One idea that I consistently grapple with is the idea of values. Who’s job is it to teach these kids values? Depending on the perspective from which you examine this question, you could get many different viewpoints. Some may believe that it is the parents’ job to provide values. After all, the children do “belong” to them, and they are, in most ways, responsible for helping guide them spiritually and morally. On the other hand, if we, as educators, were not allowed to teach values at all, then children would be growing up in a school that was not educating the whole child–one devoid of service projects, character education, and social-emotional targets.
But where do we draw the line? To whom do we give the responsibility of teaching values? Better yet, how do we divide the values that need to be taught between the two different parties? Who is to say which values are okay to teach in school and which are not?
I’m sure that in the midst of the 1960s, segregation and racism were hot topics, hard pressed to find as common topics of discussion within the schools. Such is the case with same-sex marriage today. Most teachers, even ones whom I respect immensely both professionally and personally, cringe at the idea of conquering that topic with his or her students. Why? Not because many believe it shouldn’t be taught, but because they do not want to step on parents’ toes. They don’t want to get in trouble, and they do not want to violate the trust that parents have instilled within teachers to communicate the politically accepted values.
Where do values come from?
Values are a mere construction of the experiences we’ve had, coupled with the context in which those experiences are grounded. Let’s say church, our friends, extensions of our families, and perhaps even school. Take for instance, the golden rule. That is a well-accepted value that is ingrained into many parts of modern society, and it is one value that most parents would probably have no qualms about their child learning in school. Notice my wording, though. I have not used the terms “right” or “wrong;” rather, I have only used the term well-accepted, because all values are subjective, no matter how “right” or “wrong” you or I may believe them to be.
So herein lies the question: Should values be taught in school at all? Should teachers be allowed to voice their opinions on anything? Or should they only be allowed to voice their opinions on the politically correct, or well-accepted constructs on which our society is currently grounded. Certainly if a child was being bullied outside, any self-respecting teacher would step in almost immediately to help protect the child that is being bullied. However, at the end of the day, the perception that bullying is wrong is still, at its core, a value. As a society, we have come to build up this notion that poking fun or singling someone out is not in the best interests of the community or the individual.
Or let’s take segregation, prejudice, and racism. In our current society, these three ideas are commonly viewed as wrong and unjust, and any act that suggests otherwise, within a school, would be shamed vigorously, as this acceptance of other races has come to be a mainstream value that we hold dear.

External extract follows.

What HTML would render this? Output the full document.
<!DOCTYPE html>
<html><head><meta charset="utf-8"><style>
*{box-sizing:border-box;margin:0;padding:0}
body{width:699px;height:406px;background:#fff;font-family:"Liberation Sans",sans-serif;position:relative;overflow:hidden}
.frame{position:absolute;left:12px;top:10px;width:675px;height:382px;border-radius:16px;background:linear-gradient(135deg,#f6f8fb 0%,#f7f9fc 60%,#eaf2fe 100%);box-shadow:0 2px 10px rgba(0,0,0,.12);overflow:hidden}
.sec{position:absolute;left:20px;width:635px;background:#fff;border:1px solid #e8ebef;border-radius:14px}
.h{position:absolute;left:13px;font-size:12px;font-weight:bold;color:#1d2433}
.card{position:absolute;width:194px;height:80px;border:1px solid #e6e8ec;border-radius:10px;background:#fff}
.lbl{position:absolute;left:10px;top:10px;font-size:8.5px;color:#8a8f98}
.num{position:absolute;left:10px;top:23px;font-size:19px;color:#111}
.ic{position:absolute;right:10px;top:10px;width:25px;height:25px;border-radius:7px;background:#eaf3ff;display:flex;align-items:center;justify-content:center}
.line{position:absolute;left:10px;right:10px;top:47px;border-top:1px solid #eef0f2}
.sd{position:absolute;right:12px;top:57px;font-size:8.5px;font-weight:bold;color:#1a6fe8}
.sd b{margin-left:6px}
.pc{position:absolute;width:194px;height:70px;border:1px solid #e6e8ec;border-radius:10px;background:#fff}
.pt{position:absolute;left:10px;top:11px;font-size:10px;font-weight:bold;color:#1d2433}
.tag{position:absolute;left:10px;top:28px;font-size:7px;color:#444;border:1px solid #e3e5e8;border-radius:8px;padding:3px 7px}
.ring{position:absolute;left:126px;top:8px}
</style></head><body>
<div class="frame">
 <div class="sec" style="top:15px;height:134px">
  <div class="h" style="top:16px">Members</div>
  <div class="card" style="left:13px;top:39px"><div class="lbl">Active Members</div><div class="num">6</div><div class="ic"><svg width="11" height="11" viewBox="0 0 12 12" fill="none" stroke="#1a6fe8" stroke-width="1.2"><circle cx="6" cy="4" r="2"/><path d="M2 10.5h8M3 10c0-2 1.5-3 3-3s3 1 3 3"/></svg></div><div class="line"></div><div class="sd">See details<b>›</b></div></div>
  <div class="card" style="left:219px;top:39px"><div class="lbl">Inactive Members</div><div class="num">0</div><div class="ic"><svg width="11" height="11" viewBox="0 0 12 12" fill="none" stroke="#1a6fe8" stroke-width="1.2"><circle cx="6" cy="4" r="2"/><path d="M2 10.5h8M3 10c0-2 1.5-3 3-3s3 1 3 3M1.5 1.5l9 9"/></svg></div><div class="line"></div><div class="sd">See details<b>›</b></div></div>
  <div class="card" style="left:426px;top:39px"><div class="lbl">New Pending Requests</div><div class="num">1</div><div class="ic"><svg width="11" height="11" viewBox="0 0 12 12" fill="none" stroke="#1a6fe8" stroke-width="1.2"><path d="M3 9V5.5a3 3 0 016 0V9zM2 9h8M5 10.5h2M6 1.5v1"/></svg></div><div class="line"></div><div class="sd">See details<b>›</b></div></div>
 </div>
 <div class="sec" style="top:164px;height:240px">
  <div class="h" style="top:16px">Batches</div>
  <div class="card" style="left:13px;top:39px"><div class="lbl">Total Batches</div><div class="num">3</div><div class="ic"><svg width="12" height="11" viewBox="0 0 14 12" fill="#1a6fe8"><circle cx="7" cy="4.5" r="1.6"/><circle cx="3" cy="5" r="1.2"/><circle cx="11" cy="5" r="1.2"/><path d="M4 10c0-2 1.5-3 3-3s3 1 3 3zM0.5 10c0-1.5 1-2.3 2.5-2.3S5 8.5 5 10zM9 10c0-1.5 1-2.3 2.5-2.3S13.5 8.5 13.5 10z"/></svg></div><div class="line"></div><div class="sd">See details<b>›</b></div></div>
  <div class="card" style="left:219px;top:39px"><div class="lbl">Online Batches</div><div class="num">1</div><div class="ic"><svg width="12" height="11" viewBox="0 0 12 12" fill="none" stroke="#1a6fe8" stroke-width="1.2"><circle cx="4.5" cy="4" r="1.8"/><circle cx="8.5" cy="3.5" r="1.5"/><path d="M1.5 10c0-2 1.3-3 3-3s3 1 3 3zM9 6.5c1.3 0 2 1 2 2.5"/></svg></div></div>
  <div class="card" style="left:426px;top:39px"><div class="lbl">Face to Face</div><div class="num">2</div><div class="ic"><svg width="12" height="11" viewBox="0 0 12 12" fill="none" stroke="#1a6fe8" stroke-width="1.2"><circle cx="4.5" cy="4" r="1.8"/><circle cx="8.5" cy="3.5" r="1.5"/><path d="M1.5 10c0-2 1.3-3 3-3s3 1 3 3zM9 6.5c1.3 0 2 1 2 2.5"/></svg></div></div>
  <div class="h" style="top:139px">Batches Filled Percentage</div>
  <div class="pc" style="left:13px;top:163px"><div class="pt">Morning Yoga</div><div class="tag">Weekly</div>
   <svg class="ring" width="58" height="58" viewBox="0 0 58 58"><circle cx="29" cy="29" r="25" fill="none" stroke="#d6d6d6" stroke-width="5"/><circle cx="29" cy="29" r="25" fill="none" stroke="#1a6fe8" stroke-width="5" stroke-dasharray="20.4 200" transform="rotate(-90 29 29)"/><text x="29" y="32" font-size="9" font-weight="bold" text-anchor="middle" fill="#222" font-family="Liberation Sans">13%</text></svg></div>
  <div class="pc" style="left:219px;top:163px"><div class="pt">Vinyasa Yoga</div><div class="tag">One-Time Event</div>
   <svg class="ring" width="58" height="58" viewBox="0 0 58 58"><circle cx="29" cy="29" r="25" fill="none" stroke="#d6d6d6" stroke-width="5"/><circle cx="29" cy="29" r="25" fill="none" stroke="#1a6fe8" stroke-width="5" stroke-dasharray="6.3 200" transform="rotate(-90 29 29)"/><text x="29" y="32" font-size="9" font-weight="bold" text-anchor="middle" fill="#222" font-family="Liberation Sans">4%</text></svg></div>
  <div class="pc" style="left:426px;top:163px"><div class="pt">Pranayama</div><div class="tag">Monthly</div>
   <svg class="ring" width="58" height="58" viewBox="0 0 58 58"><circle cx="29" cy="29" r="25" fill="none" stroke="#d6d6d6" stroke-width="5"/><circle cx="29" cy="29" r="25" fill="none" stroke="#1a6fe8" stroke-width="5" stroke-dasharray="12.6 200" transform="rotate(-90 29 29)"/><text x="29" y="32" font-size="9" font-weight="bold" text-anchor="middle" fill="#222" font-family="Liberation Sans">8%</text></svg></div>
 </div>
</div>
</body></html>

But then what about gay marriage? If we are preaching equality, and if we are mandating acceptance regardless of skin color and religious belief, then why can we not communicate this value, this belief in equal treatment for all, including those of all sexual orientations? Why do we shy away from the topic, if we have decided, as a society, that our founding principle is “liberty and justice for all?”
How did we get as far as we have with acceptance of diverse cultures (although some may not argue we’ve come all that far), and how are we going to get to the point where same-sex marriage becomes a well-accepted, mainstream value?
Better yet, does it make me any different than the right-wing anti-gay believers, when I am so vehemently pushing this to become an accepted American value? Or am I simply pushing for the right for something that others have?
Tearing Me Apart
It’s impossible to tear myself apart. I am one man–not a compartmentalized robot that leaves his personal convictions in the car so that he can uphold his professional ones. In fact, as a teacher, the lines between professional and personal convictions blur immensely. If it were not for my personal convictions, I would not have become a teacher. I wanted to be relevant, change the world, affect others, and be a positive role model. In order to do so, I need to operate off of my values, not the values that society has constructed for me.
But the answer isn’t that simple. What if there is a teacher that is against same-sex marriage? I’m sure there are many out there. If I am able to communicate my values in support of it, does that mean that they should be able to communicate their values in opposition?
Certainly that’s what it would mean.